(Records from a collection)
--- BEGIN ---

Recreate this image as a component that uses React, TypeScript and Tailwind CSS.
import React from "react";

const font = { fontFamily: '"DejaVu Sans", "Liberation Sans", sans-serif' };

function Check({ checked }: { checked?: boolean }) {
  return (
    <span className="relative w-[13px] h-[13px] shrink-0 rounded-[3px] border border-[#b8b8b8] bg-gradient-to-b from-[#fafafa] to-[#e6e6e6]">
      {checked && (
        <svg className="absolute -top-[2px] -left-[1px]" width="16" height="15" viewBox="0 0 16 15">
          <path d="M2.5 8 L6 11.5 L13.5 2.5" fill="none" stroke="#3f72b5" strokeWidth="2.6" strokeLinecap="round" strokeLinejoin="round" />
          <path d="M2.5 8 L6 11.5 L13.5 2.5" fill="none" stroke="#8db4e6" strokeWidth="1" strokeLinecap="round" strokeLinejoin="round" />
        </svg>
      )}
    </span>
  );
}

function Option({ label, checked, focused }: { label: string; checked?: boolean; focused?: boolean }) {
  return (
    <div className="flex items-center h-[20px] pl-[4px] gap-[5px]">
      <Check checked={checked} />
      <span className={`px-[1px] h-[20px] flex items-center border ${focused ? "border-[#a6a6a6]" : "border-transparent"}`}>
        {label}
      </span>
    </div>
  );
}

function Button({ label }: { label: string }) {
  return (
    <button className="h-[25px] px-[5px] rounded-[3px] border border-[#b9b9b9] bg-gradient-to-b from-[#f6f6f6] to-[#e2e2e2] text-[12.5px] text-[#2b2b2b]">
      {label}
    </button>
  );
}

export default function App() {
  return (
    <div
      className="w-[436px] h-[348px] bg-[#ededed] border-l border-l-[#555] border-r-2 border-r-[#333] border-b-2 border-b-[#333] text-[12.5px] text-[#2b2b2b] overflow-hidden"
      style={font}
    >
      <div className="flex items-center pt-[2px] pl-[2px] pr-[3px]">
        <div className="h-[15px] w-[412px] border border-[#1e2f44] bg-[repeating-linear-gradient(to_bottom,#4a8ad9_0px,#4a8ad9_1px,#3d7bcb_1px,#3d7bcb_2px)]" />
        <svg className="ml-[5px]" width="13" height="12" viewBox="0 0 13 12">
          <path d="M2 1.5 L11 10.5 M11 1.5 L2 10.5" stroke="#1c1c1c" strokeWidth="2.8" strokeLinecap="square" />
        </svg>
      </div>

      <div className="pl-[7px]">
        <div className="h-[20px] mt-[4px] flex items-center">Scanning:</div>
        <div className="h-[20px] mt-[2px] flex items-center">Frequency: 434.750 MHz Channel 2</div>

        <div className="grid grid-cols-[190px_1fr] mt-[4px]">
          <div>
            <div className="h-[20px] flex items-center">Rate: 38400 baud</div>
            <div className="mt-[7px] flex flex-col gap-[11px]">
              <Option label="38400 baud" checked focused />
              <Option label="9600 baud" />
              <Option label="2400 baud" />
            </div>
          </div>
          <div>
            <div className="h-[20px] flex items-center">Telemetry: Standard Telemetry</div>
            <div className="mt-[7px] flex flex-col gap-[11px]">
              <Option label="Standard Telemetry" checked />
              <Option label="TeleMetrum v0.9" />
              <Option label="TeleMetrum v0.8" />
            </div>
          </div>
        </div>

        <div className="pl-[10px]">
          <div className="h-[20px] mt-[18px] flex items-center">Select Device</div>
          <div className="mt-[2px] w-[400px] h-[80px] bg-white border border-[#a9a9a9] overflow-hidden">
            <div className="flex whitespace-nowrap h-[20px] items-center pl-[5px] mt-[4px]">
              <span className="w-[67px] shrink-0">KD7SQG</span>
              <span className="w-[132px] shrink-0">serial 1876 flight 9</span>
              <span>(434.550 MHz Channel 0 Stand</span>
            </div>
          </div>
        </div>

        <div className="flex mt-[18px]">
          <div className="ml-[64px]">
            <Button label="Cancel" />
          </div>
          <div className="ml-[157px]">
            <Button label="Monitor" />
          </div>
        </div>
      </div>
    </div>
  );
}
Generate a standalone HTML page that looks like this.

--- END ---

Objective: Reproduce each entry from the records above, character for character.

Answer to this exercise:
Recreate this image as a component that uses React, TypeScript and Tailwind CSS.
import React from "react";

const font = { fontFamily: '"DejaVu Sans", "Liberation Sans", sans-serif' };

function Check({ checked }: { checked?: boolean }) {
  return (
    <span className="relative w-[13px] h-[13px] shrink-0 rounded-[3px] border border-[#b8b8b8] bg-gradient-to-b from-[#fafafa] to-[#e6e6e6]">
      {checked && (
        <svg className="absolute -top-[2px] -left-[1px]" width="16" height="15" viewBox="0 0 16 15">
          <path d="M2.5 8 L6 11.5 L13.5 2.5" fill="none" stroke="#3f72b5" strokeWidth="2.6" strokeLinecap="round" strokeLinejoin="round" />
          <path d="M2.5 8 L6 11.5 L13.5 2.5" fill="none" stroke="#8db4e6" strokeWidth="1" strokeLinecap="round" strokeLinejoin="round" />
        </svg>
      )}
    </span>
  );
}

function Option({ label, checked, focused }: { label: string; checked?: boolean; focused?: boolean }) {
  return (
    <div className="flex items-center h-[20px] pl-[4px] gap-[5px]">
      <Check checked={checked} />
      <span className={`px-[1px] h-[20px] flex items-center border ${focused ? "border-[#a6a6a6]" : "border-transparent"}`}>
        {label}
      </span>
    </div>
  );
}

function Button({ label }: { label: string }) {
  return (
    <button className="h-[25px] px-[5px] rounded-[3px] border border-[#b9b9b9] bg-gradient-to-b from-[#f6f6f6] to-[#e2e2e2] text-[12.5px] text-[#2b2b2b]">
      {label}
    </button>
  );
}

export default function App() {
  return (
    <div
      className="w-[436px] h-[348px] bg-[#ededed] border-l border-l-[#555] border-r-2 border-r-[#333] border-b-2 border-b-[#333] text-[12.5px] text-[#2b2b2b] overflow-hidden"
      style={font}
    >
      <div className="flex items-center pt-[2px] pl-[2px] pr-[3px]">
        <div className="h-[15px] w-[412px] border border-[#1e2f44] bg-[repeating-linear-gradient(to_bottom,#4a8ad9_0px,#4a8ad9_1px,#3d7bcb_1px,#3d7bcb_2px)]" />
        <svg className="ml-[5px]" width="13" height="12" viewBox="0 0 13 12">
          <path d="M2 1.5 L11 10.5 M11 1.5 L2 10.5" stroke="#1c1c1c" strokeWidth="2.8" strokeLinecap="square" />
        </svg>
      </div>

      <div className="pl-[7px]">
        <div className="h-[20px] mt-[4px] flex items-center">Scanning:</div>
        <div className="h-[20px] mt-[2px] flex items-center">Frequency: 434.750 MHz Channel 2</div>

        <div className="grid grid-cols-[190px_1fr] mt-[4px]">
          <div>
            <div className="h-[20px] flex items-center">Rate: 38400 baud</div>
            <div className="mt-[7px] flex flex-col gap-[11px]">
              <Option label="38400 baud" checked focused />
              <Option label="9600 baud" />
              <Option label="2400 baud" />
            </div>
          </div>
          <div>
            <div className="h-[20px] flex items-center">Telemetry: Standard Telemetry</div>
            <div className="mt-[7px] flex flex-col gap-[11px]">
              <Option label="Standard Telemetry" checked />
              <Option label="TeleMetrum v0.9" />
              <Option label="TeleMetrum v0.8" />
            </div>
          </div>
        </div>

        <div className="pl-[10px]">
          <div className="h-[20px] mt-[18px] flex items-center">Select Device</div>
          <div className="mt-[2px] w-[400px] h-[80px] bg-white border border-[#a9a9a9] overflow-hidden">
            <div className="flex whitespace-nowrap h-[20px] items-center pl-[5px] mt-[4px]">
              <span className="w-[67px] shrink-0">KD7SQG</span>
              <span className="w-[132px] shrink-0">serial 1876 flight 9</span>
              <span>(434.550 MHz Channel 0 Stand</span>
            </div>
          </div>
        </div>

        <div className="flex mt-[18px]">
          <div className="ml-[64px]">
            <Button label="Cancel" />
          </div>
          <div className="ml-[157px]">
            <Button label="Monitor" />
          </div>
        </div>
      </div>
    </div>
  );
}
Generate a standalone HTML page that looks like this.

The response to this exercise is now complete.